While the empire is thus very much in my blood, Ireland, where we have a family home, continues to be of absorbing interest. The noble Lord, Lord Myners, has already referred to this. The Ireland of today is completely transformed from the Ireland I knew as a boy. The large subvention payments Ireland received from the original EEC, extremely well strategically invested under the aegis of the Irish Development Agency, coupled with significant taxation advantages, have resulted in the complete modernisation of the economy. The European headquarters for so many cutting-edge multinationals now located there have established Ireland’s very strong export base. This radical modernisation, coupled with the transformed relationships between the Governments in Dublin and Westminster, is wonderful progress. The recent courageous and hugely successful visit to Ireland by Her Majesty the Queen indeed marks a watershed moment in the relationships between our countries.
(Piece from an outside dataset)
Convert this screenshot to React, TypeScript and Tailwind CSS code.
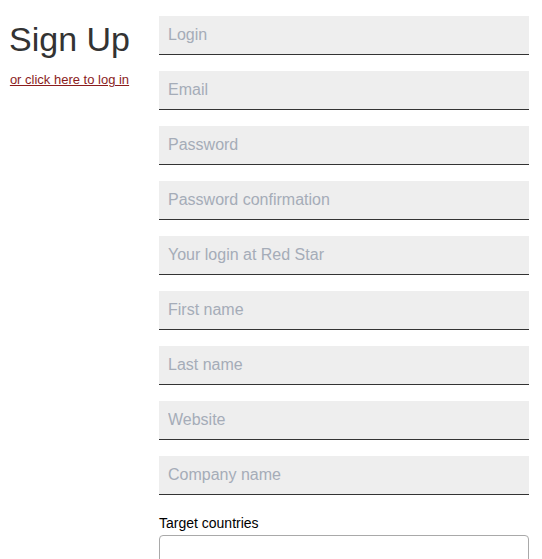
import React from "react";

const fields = [
  "Login",
  "Email",
  "Password",
  "Password confirmation",
  "Your login at Red Star",
  "First name",
  "Last name",
  "Website",
  "Company name",
];

export default function App() {
  return (
    <div className="flex min-h-screen bg-white font-['Liberation_Sans',Arial,sans-serif]">
      {/* heading column */}
      <div className="w-[139px] shrink-0 pt-[19px] text-center">
        <h1 className="text-[34px] leading-[40px] text-[#333333]">Sign Up</h1>
        <a href="#" className="mt-[13px] block text-[13px] leading-[15px] text-[#8b1c1c] underline">
          or click here to log in
        </a>
      </div>

      {/* form */}
      <form className="ml-[20px] flex w-[370px] flex-col pt-4">
        {fields.map((f, i) => (
          <input
            key={f}
            type={f.startsWith("Password") ? "password" : "text"}
            placeholder={f}
            autoFocus={i === 0}
            className="mb-4 h-[39px] w-full border-b border-[#333333] bg-[#eeeeee] pl-[9px] pr-2 text-[16px] text-[#333333] outline-none placeholder:text-[#a5acb8]"
          />
        ))}
        <label className="mt-[4px] mb-[4px] block text-[14px] leading-[16px] text-black">Target countries</label>
        <textarea className="h-[80px] w-full resize-none rounded border border-[#a9a9a9] bg-white outline-none" />
      </form>
    </div>
  );
}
However, following what was clearly an uncontrolled nationwide overindulgence in real estate activity, and its consequent devastation of large parts of the Irish banking sector, we can now see what the current constraints are for Ireland in its membership of the euro. Look at this straitjacket: Ireland cannot manage her own currency; she cannot set her own interest rates; she cannot through fiscal stimulus give a much needed boost to her domestic economy; she cannot through credit stimulus, which is particularly necessary after the deflationary effects of the credit crunch, increase money in circulation; and she is largely beholden to a single creditor, the European Central Bank. Ireland is very significantly driven back into the most uninviting prospect of all—that of slashing, and then slashing again, the national budget in an environment where growth has very significantly deteriorated.
Our decision in this country not to join the euro was a most judicious one. We may have been overdosing on Keynesianism but we have at least remained unfettered in the management of our own financial affairs—and while we are riding through a great storm, which could get worse, we are still at the helm of our own ship. However, we cannot hope to re-achieve real national greatness until we put the nation’s house in order. That means, in particular, putting the nation’s long-term finances in order.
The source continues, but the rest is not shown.